Butler suspected that Senator Joseph S. Fowler as having been bribed for his vote against impeachment. Seven congressmen gave a statement that, in January 1868, Fowler had demanded the impeachment of Johnson. He also suspected John B. Henderson, who had promised to vote to convict on the eleventh article four days before he voted to acquit on it. He also suspected Enmund Ross.

There is historical evidence that Perry Fuller had bribed Senator Ross. However, Butler never managed to prove this act of bribery. Fuller admitted that, at the authority of Edmund Cooper, he had offered $40,000 to Senator Samuel C. Pomeroy's brother-in-law Willis Gaylord. In late-May 1868, amid the investigation, he acknowledged having paid for the outstanding expense of the home mortgage of James Legate. It appears that Legate had also given Fuller his records of the bribery scheme, and that Fuller had burned them. Historical evidence shows that Fuller had admitted to doing so in hopes of, "drying up the investigation".

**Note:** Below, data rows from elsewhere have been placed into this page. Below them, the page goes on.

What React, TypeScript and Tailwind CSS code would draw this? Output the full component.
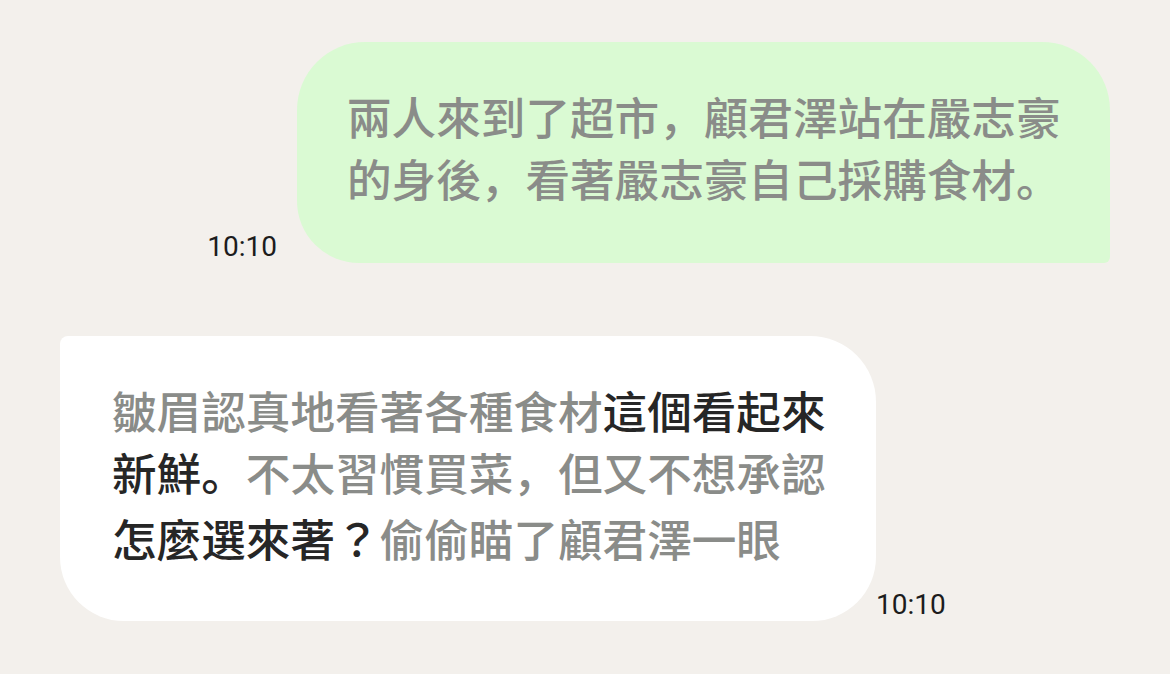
import React from 'react';

const cjk = 'font-["Roboto","Noto_Sans_CJK_SC",sans-serif]';

const Time = ({ children }: { children: React.ReactNode }) => (
  <span className={`${cjk} text-[28px] leading-none text-[#1c1c1c] mb-[2px] shrink-0`}>{children}</span>
);

const Gray = ({ children }: { children: React.ReactNode }) => (
  <span className="text-[#8a8c89]">{children}</span>
);

const Dark = ({ children }: { children: React.ReactNode }) => (
  <span className="text-[#262626]">{children}</span>
);

export default function App() {
  return (
    <div className={`${cjk} w-[1170px] h-[674px] bg-[#f3f0ec] overflow-hidden`}>
      {/* outgoing */}
      <div className="flex items-end justify-end gap-[20px] pt-[42px] pr-[60px]">
        <Time>10:10</Time>
        <div className="w-[813px] bg-[#dafad3] rounded-t-[68px] rounded-bl-[62px] rounded-br-[6px] pl-[50px] pt-[47px] pb-[50px] text-[44.6px] leading-[62px] font-medium text-[#8a8c89] whitespace-nowrap">
          <div>兩人來到了超市，顧君澤站在嚴志豪</div>
          <div>的身後，看著嚴志豪自己採購食材。</div>
        </div>
      </div>

      {/* incoming */}
      <div className="flex items-end mt-[73px] pl-[60px]">
        <div className="w-[816px] bg-white rounded-tl-[8px] rounded-tr-[66px] rounded-b-[64px] pl-[52px] pt-[47px] pb-[48px] text-[44.6px] leading-[62px] font-medium whitespace-nowrap">
          <div>
            <Gray>皺眉認真地看著各種食材</Gray>
            <Dark>這個看起來</Dark>
          </div>
          <div>
            <Dark>新鮮。</Dark>
            <Gray>不太習慣買菜，但又不想承認</Gray>
          </div>
          <div>
            <Dark>
              怎麼選來著<span className='font-["Noto_Sans_CJK_JP",sans-serif]'>？</span>
            </Dark>
            <Gray>偷偷瞄了顧君澤一眼</Gray>
          </div>
        </div>
        <Time>10:10</Time>
      </div>
    </div>
  );
}
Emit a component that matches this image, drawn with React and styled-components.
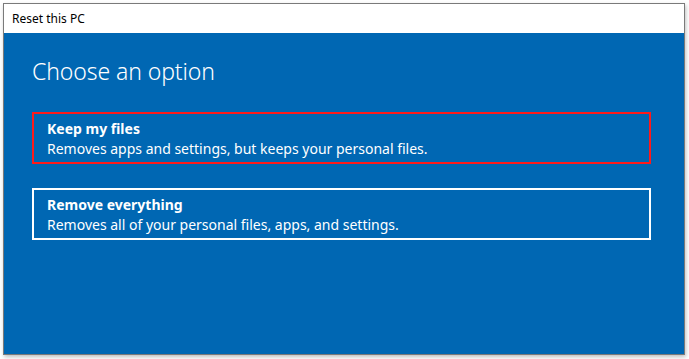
import React from "react"
import styled, { createGlobalStyle } from "styled-components"

const GlobalStyle = createGlobalStyle`
  html, body {
    margin: 0;
    padding: 0;
    background: #ffffff;
  }
  body {
    font-family: "Noto Sans", "Open Sans", sans-serif;
  }
`

const Page = styled.div`
  width: 689px;
  height: 359px;
  padding: 3px 4px 4px 3px;
  box-sizing: border-box;
`

const Window = styled.div`
  height: 352px;
  border: 1px solid #7a7a7a;
  box-shadow: 1px 2px 4px rgba(0, 0, 0, 0.25);
  display: flex;
  flex-direction: column;
  box-sizing: border-box;
`

const TitleBar = styled.div`
  height: 29px;
  background: #ffffff;
  display: flex;
  align-items: center;
  padding-left: 8px;
  font-size: 12px;
  color: #000000;
`

const Body = styled.div`
  flex: 1;
  background: #0067b3;
  padding: 22px 33px 0 28px;
  color: #ffffff;
`

const Heading = styled.h1`
  margin: 0 0 25px 0;
  font-size: 23px;
  font-weight: 300;
  line-height: 32px;
  letter-spacing: -0.1px;
`

const Options = styled.div`
  display: flex;
  flex-direction: column;
  gap: 24px;
`

const Option = styled.button`
  display: flex;
  flex-direction: column;
  align-items: flex-start;
  width: 100%;
  height: 52px;
  padding: 5px 13px 0 13px;
  box-sizing: border-box;
  background: transparent;
  border: 2px solid ${(p) => (p.$selected ? "#ff1a1a" : "#ffffff")};
  color: #ffffff;
  font-family: inherit;
  text-align: left;
  cursor: pointer;
`

const OptionTitle = styled.div`
  font-size: 14px;
  font-weight: 700;
  line-height: 20px;
`

const OptionText = styled.div`
  font-size: 14px;
  line-height: 20px;
`

const options = [
  {
    title: "Keep my files",
    text: "Removes apps and settings, but keeps your personal files.",
    selected: true,
  },
  {
    title: "Remove everything",
    text: "Removes all of your personal files, apps, and settings.",
  },
]

export default function App() {
  return (
    <>
      <GlobalStyle />
      <Page>
        <Window>
          <TitleBar>Reset this PC</TitleBar>
          <Body>
            <Heading>Choose an option</Heading>
            <Options>
              {options.map((o) => (
                <Option key={o.title} $selected={o.selected}>
                  <OptionTitle>{o.title}</OptionTitle>
                  <OptionText>{o.text}</OptionText>
                </Option>
              ))}
            </Options>
          </Body>
        </Window>
      </Page>
    </>
  )
}
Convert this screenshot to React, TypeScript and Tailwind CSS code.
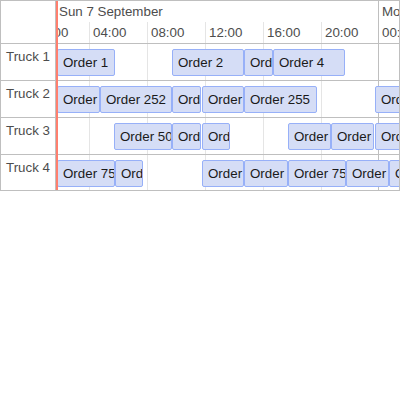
import React from "react";

type Item = { s: number; e: number; t: string };

const rows: { label: string; h: string; border: boolean; items: Item[] }[] = [
  {
    label: "Truck 1",
    h: "h-[37px]",
    border: true,
    items: [
      { s: 57, e: 114, t: "Order 1" },
      { s: 172, e: 243, t: "Order 2" },
      { s: 244, e: 272, t: "Order 3" },
      { s: 273, e: 344, t: "Order 4" },
    ],
  },
  {
    label: "Truck 2",
    h: "h-[37px]",
    border: true,
    items: [
      { s: 57, e: 99, t: "Order 251" },
      { s: 100, e: 171, t: "Order 252" },
      { s: 172, e: 200, t: "Order 253" },
      { s: 202, e: 243, t: "Order 254" },
      { s: 244, e: 316, t: "Order 255" },
      { s: 375, e: 430, t: "Order 256" },
    ],
  },
  {
    label: "Truck 3",
    h: "h-[37px]",
    border: true,
    items: [
      { s: 114, e: 171, t: "Order 501" },
      { s: 172, e: 200, t: "Order 502" },
      { s: 202, e: 229, t: "Order 503" },
      { s: 288, e: 330, t: "Order 504" },
      { s: 331, e: 373, t: "Order 505" },
      { s: 375, e: 430, t: "Order 506" },
    ],
  },
  {
    label: "Truck 4",
    h: "h-[35px]",
    border: false,
    items: [
      { s: 57, e: 114, t: "Order 751" },
      { s: 115, e: 142, t: "Order 752" },
      { s: 202, e: 243, t: "Order 753" },
      { s: 244, e: 287, t: "Order 754" },
      { s: 288, e: 345, t: "Order 755" },
      { s: 346, e: 388, t: "Order 756" },
      { s: 389, e: 440, t: "Order 757" },
    ],
  },
];

const minor = [
  { x: -25, t: "00:00" },
  { x: 33, t: "04:00" },
  { x: 91, t: "08:00" },
  { x: 149, t: "12:00" },
  { x: 207, t: "16:00" },
  { x: 265, t: "20:00" },
];

export default function App() {
  return (
    <div className="w-[400px] h-[400px] bg-white">
      <div className="w-[400px] border border-[#bfbfbf] flex font-['Liberation_Sans',Arial,sans-serif] text-[13.33px] leading-[15px] text-[#4d4d4d] overflow-hidden">
        {/* left panel */}
        <div className="w-[55px] shrink-0 border-r border-[#bfbfbf] flex flex-col">
          <div className="h-[43px] border-b border-[#bfbfbf]" />
          {rows.map((r) => (
            <div
              key={r.label}
              className={`${r.h} ${r.border ? "border-b border-[#bfbfbf]" : ""} pl-[5px] pt-[5px] whitespace-nowrap`}
            >
              {r.label}
            </div>
          ))}
        </div>

        {/* timeline */}
        <div className="flex-1 relative overflow-hidden flex flex-col">
          {/* grid lines */}
          {minor.map((m) => (
            <div
              key={m.t}
              className="absolute top-[21px] bottom-0 w-px bg-[#e5e5e5]"
              style={{ left: m.x }}
            />
          ))}
          <div className="absolute top-0 bottom-0 left-[322px] w-px bg-[#bfbfbf]" />

          {/* header */}
          <div className="h-[43px] border-b border-[#bfbfbf] relative shrink-0">
            <div className="absolute left-[3px] top-[3px] whitespace-nowrap">Sun 7 September</div>
            <div className="absolute left-[326px] top-[3px] whitespace-nowrap">Mon 8 September</div>
            {minor.map((m) => (
              <div
                key={m.t}
                className="absolute top-[24px] whitespace-nowrap"
                style={{ left: m.x + 4 }}
              >
                {m.t}
              </div>
            ))}
            <div className="absolute top-[24px] left-[326px] whitespace-nowrap">00:00</div>
          </div>

          {rows.map((r) => (
            <div
              key={r.label}
              className={`${r.h} ${r.border ? "border-b border-[#bfbfbf]" : ""} relative shrink-0`}
            >
              {r.items.map((it) => (
                <div
                  key={it.t}
                  className="absolute top-[5px] h-[27px] border border-[#97b0f8] bg-[#d5ddf6] rounded-[2px] overflow-hidden whitespace-nowrap text-[#1a1a1a] px-[5px] py-[5px] box-border"
                  style={{ left: it.s - 56, width: it.e - it.s + 1 }}
                >
                  {it.t}
                </div>
              ))}
            </div>
          ))}

          {/* current time */}
          <div className="absolute top-0 bottom-0 left-0 w-[2px] bg-[#ff7f6e] z-10" />
        </div>
      </div>
    </div>
  );
}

==Publication of final report==
Being unable to definitively prove that bribery took place, Butler wrote a final report on the evidence found and testimony taken by the impeachment managers in their investigation. Butler rushedly published the final report of the investigation on July 3, 1868. He hoped that this would hurt Johnson's prospects at the Democratic Party's presidential nomination at the 1868 Democratic National Convention held in New York City the following week. Senators suspected of selling their acquittal votes attacked the report on the Senate floor. Ross attacked what he called Butler's, "well-known groveling instincts and proness to slime and uncleanness".

==Aftermath==
Eighteen months after the end of the trial, journalist Henry V. Boynton published an investigative news report that sought to tie up loose ends in Butler's investigation. He identified three different alleged bribery schemes. Boynton was unhappy with Butler's handling of the impeachment managers' investigation, believing his pursuit of Woolley had been to the detriment of pursuing other guilty parties. He was also angered by Butler's failure to publish important testimony from the investigation. Cornelius Wendell gave a news interview that confirmed aspects of Boynton's reporting, and which accused Perry Fuller of offering Senator Ross several thousand dollars to influence his vote. Fuller denied this.

Few transcripts of testimony from the investigation survive.